▶ INSTRUCTION
Find all lines in the listing that include the word "styles", then copy them.

▶ DATA SHOWN

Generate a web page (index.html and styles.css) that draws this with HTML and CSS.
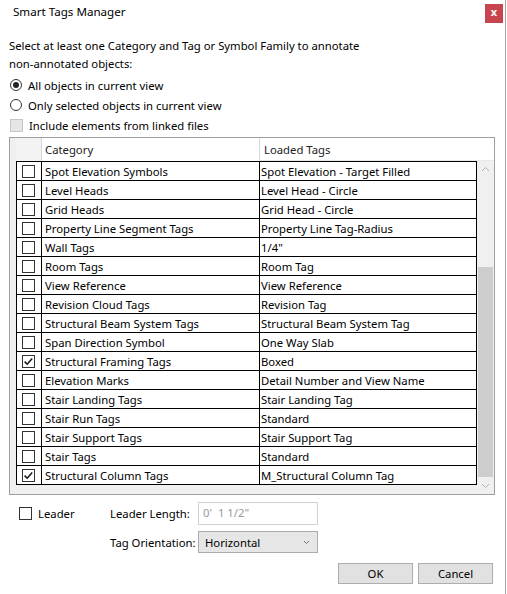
FILE: index.html
```html
<!DOCTYPE html>
<html lang="en">
<head>
    <meta charset="UTF-8" />
    <meta name="viewport" content="width=device-width, initial-scale=1.0" />
    <title>Smart Tags Manager</title>
    <link rel="stylesheet" href="styles.css">
</head>
<body>
    <div class="window">
        <div class="titlebar">
            <span class="title">Smart Tags Manager</span>
            <button class="close-button" aria-label="Close">x</button>
        </div>

        <div class="content">
            <p class="intro">Select at least one Category and Tag or Symbol Family to annotate<br>non-annotated objects:</p>

            <label class="option"><span class="radio checked"></span>All objects in current view</label>
            <label class="option"><span class="radio"></span>Only selected objects in current view</label>
            <label class="option"><span class="checkbox disabled"></span>Include elements from linked files</label>

            <div class="grid">
                <div class="grid-head">
                    <div class="head-gutter"></div>
                    <div class="head-cell head-check"></div>
                    <div class="head-cell head-category">Category</div>
                    <div class="head-cell head-tags">Loaded Tags</div>
                </div>

                <div class="grid-main">
                    <div class="grid-rows">
                        <div class="row"><div class="cell cell-check"><span class="checkbox"></span></div><div class="cell cell-category">Spot Elevation Symbols</div><div class="cell cell-tags">Spot Elevation - Target Filled</div></div>
                        <div class="row"><div class="cell cell-check"><span class="checkbox"></span></div><div class="cell cell-category">Level Heads</div><div class="cell cell-tags">Level Head - Circle</div></div>
                        <div class="row"><div class="cell cell-check"><span class="checkbox"></span></div><div class="cell cell-category">Grid Heads</div><div class="cell cell-tags">Grid Head - Circle</div></div>
                        <div class="row"><div class="cell cell-check"><span class="checkbox"></span></div><div class="cell cell-category">Property Line Segment Tags</div><div class="cell cell-tags">Property Line Tag-Radius</div></div>
                        <div class="row"><div class="cell cell-check"><span class="checkbox"></span></div><div class="cell cell-category">Wall Tags</div><div class="cell cell-tags">1/4"</div></div>
                        <div class="row"><div class="cell cell-check"><span class="checkbox"></span></div><div class="cell cell-category">Room Tags</div><div class="cell cell-tags">Room Tag</div></div>
                        <div class="row"><div class="cell cell-check"><span class="checkbox"></span></div><div class="cell cell-category">View Reference</div><div class="cell cell-tags">View Reference</div></div>
                        <div class="row"><div class="cell cell-check"><span class="checkbox"></span></div><div class="cell cell-category">Revision Cloud Tags</div><div class="cell cell-tags">Revision Tag</div></div>
                        <div class="row"><div class="cell cell-check"><span class="checkbox"></span></div><div class="cell cell-category">Structural Beam System Tags</div><div class="cell cell-tags">Structural Beam System Tag</div></div>
                        <div class="row"><div class="cell cell-check"><span class="checkbox"></span></div><div class="cell cell-category">Span Direction Symbol</div><div class="cell cell-tags">One Way Slab</div></div>
                        <div class="row"><div class="cell cell-check"><span class="checkbox checked"><svg viewBox="0 0 13 13" width="13" height="13"><path d="M2.6 6.6 L5.2 9.2 L10.2 3.4" /></svg></span></div><div class="cell cell-category">Structural Framing Tags</div><div class="cell cell-tags">Boxed</div></div>
                        <div class="row"><div class="cell cell-check"><span class="checkbox"></span></div><div class="cell cell-category">Elevation Marks</div><div class="cell cell-tags">Detail Number and View Name</div></div>
                        <div class="row"><div class="cell cell-check"><span class="checkbox"></span></div><div class="cell cell-category">Stair Landing Tags</div><div class="cell cell-tags">Stair Landing Tag</div></div>
                        <div class="row"><div class="cell cell-check"><span class="checkbox"></span></div><div class="cell cell-category">Stair Run Tags</div><div class="cell cell-tags">Standard</div></div>
                        <div class="row"><div class="cell cell-check"><span class="checkbox"></span></div><div class="cell cell-category">Stair Support Tags</div><div class="cell cell-tags">Stair Support Tag</div></div>
                        <div class="row"><div class="cell cell-check"><span class="checkbox"></span></div><div class="cell cell-category">Stair Tags</div><div class="cell cell-tags">Standard</div></div>
                        <div class="row"><div class="cell cell-check"><span class="checkbox checked"><svg viewBox="0 0 13 13" width="13" height="13"><path d="M2.6 6.6 L5.2 9.2 L10.2 3.4" /></svg></span></div><div class="cell cell-category">Structural Column Tags</div><div class="cell cell-tags">M_Structural Column Tag</div></div>
                    </div>

                    <div class="scrollbar">
                        <div class="scroll-button">
                            <svg viewBox="0 0 17 17" width="17" height="17"><path d="M5 10 L8.5 6.5 L12 10" /></svg>
                        </div>
                        <div class="scroll-track"><div class="scroll-thumb"></div></div>
                        <div class="scroll-button">
                            <svg viewBox="0 0 17 17" width="17" height="17"><path d="M5 7 L8.5 10.5 L12 7" /></svg>
                        </div>
                    </div>
                </div>
            </div>

            <div class="options">
                <label class="leader"><span class="checkbox"></span>Leader</label>
                <span class="field-label">Leader Length:</span>
                <div class="text-field">0'&nbsp;&nbsp;1 1/2"</div>

                <span class="spacer"></span>
                <span class="field-label">Tag Orientation:</span>
                <div class="combo">
                    <span>Horizontal</span>
                    <svg viewBox="0 0 7 5" width="7" height="5"><path d="M1 1 L3.5 3.5 L6 1" /></svg>
                </div>
            </div>

            <div class="actions">
                <button class="dialog-button">OK</button>
                <button class="dialog-button">Cancel</button>
            </div>
        </div>
    </div>
</body>
</html>
```

FILE: styles.css
```css
:root {
    --window-border: #a8a8a8;
    --text-color: #000000;
    --muted-text: #9a9a9a;
    --control-border: #333333;
    --grid-border: #a0a0a0;
    --grid-line: #000000;
    --panel-background: #f0f0f0;
    --close-red: #c8444f;
    --button-background: #e1e1e1;
    --button-border: #adadad;
}

* {
    box-sizing: border-box;
}

body {
    margin: 0;
    background: #ffffff;
    font-family: "Segoe UI", "Noto Sans", sans-serif;
    font-size: 11.3px;
    color: var(--text-color);
}

.window {
    width: 506px;
    height: 594px;
    border-right: 1px solid var(--window-border);
    background: #ffffff;
}

.titlebar {
    height: 30px;
    display: flex;
    justify-content: space-between;
    align-items: flex-start;
    padding: 4px 2px 0 13px;
}

.title {
    line-height: 16px;
    font-size: 11.6px;
}

.close-button {
    width: 18px;
    height: 19px;
    border: none;
    padding: 0 0 3px 0;
    background: var(--close-red);
    color: #ffffff;
    font-family: inherit;
    font-size: 11px;
    font-weight: 700;
    line-height: 16px;
}

.content {
    padding: 0 10px 0 9px;
}

.intro {
    margin: 7px 0 2px 0;
    line-height: 18px;
}

.option {
    height: 20px;
    display: flex;
    align-items: center;
    gap: 6px;
    padding-left: 1px;
}

.radio {
    width: 12px;
    height: 12px;
    border: 1px solid var(--control-border);
    border-radius: 50%;
    display: flex;
    align-items: center;
    justify-content: center;
    background: #ffffff;
}

.radio.checked::after {
    content: "";
    width: 6px;
    height: 6px;
    border-radius: 50%;
    background: #222222;
}

.checkbox {
    width: 13px;
    height: 13px;
    border: 1px solid var(--control-border);
    background: #ffffff;
    display: inline-flex;
    flex-shrink: 0;
}

.checkbox.disabled {
    border-color: #c6c6c6;
    background: #e6e6e6;
}

.checkbox svg {
    margin: -1px;
}

.checkbox svg path {
    fill: none;
    stroke: #1a1a1a;
    stroke-width: 1.6;
}

/* data grid */

.grid {
    margin-top: 2px;
    width: 486px;
    border: 1px solid var(--grid-border);
    background: var(--panel-background);
}

.grid-head {
    height: 23px;
    display: flex;
    background: #ffffff;
}

.head-gutter {
    width: 6px;
    background: var(--panel-background);
}

.head-cell {
    display: flex;
    align-items: center;
    padding-left: 3px;
    border-right: 1px solid #d6d6d6;
    color: #222222;
}

.head-check {
    width: 26px;
    background: #f3f3f3;
}

.head-category {
    width: 218px;
}

.head-tags {
    flex: 1;
    padding-left: 4px;
    border-right: none;
    border-bottom: 1px solid #e8e8e8;
}

.grid-main {
    height: 333px;
    display: flex;
}

.grid-rows {
    width: 467px;
    padding-left: 6px;
}

.row {
    height: 19px;
    display: flex;
    background: #ffffff;
    border-left: 1px solid var(--grid-line);
    border-bottom: 1px solid var(--grid-line);
}

.row:first-child {
    height: 20px;
    border-top: 1px solid var(--grid-line);
}

.cell {
    display: flex;
    align-items: center;
    border-right: 1px solid var(--grid-line);
    white-space: nowrap;
}

.cell-check {
    width: 25px;
    padding-left: 5px;
}

.cell-category {
    width: 218px;
    padding-left: 3px;
}

.cell-tags {
    width: 217px;
    padding-left: 1px;
}

.scrollbar {
    width: 17px;
    display: flex;
    flex-direction: column;
    background: var(--panel-background);
}

.scroll-button {
    height: 17px;
}

.scroll-button svg path {
    fill: none;
    stroke: #b4b4b4;
    stroke-width: 1;
}

.scroll-track {
    flex: 1;
    display: flex;
    flex-direction: column;
    justify-content: flex-end;
    padding: 0 1px;
}

.scroll-thumb {
    height: 210px;
    background: #cdcdcd;
}

/* bottom options */

.options {
    margin-top: 7px;
    display: grid;
    grid-template-columns: 91px 78px 120px;
    grid-template-rows: 23px 22px;
    column-gap: 10px;
    row-gap: 6px;
    align-items: center;
}

.leader {
    display: flex;
    align-items: center;
    gap: 6px;
    padding-left: 10px;
}

.field-label {
    text-align: right;
    white-space: nowrap;
}

.text-field {
    height: 23px;
    border: 1px solid #d2d2d2;
    color: var(--muted-text);
    padding: 2px 4px;
    line-height: 16px;
}

.combo {
    height: 22px;
    border: 1px solid #acacac;
    background: #e6e6e6;
    display: flex;
    align-items: center;
    justify-content: space-between;
    padding: 1px 7px 0 6px;
}

.combo svg path {
    fill: none;
    stroke: #707070;
    stroke-width: 1;
}

.actions {
    margin-top: 10px;
    display: flex;
    justify-content: flex-end;
    gap: 5px;
    padding-right: 2px;
}

.dialog-button {
    width: 75px;
    height: 21px;
    border: 1px solid var(--button-border);
    background: var(--button-background);
    font-family: inherit;
    font-size: 11.3px;
    color: var(--text-color);
    padding: 0;
}
```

▶ RESULT
Generate a web page (index.html and styles.css) that draws this with HTML and CSS.
    <link rel="stylesheet" href="styles.css">
FILE: styles.css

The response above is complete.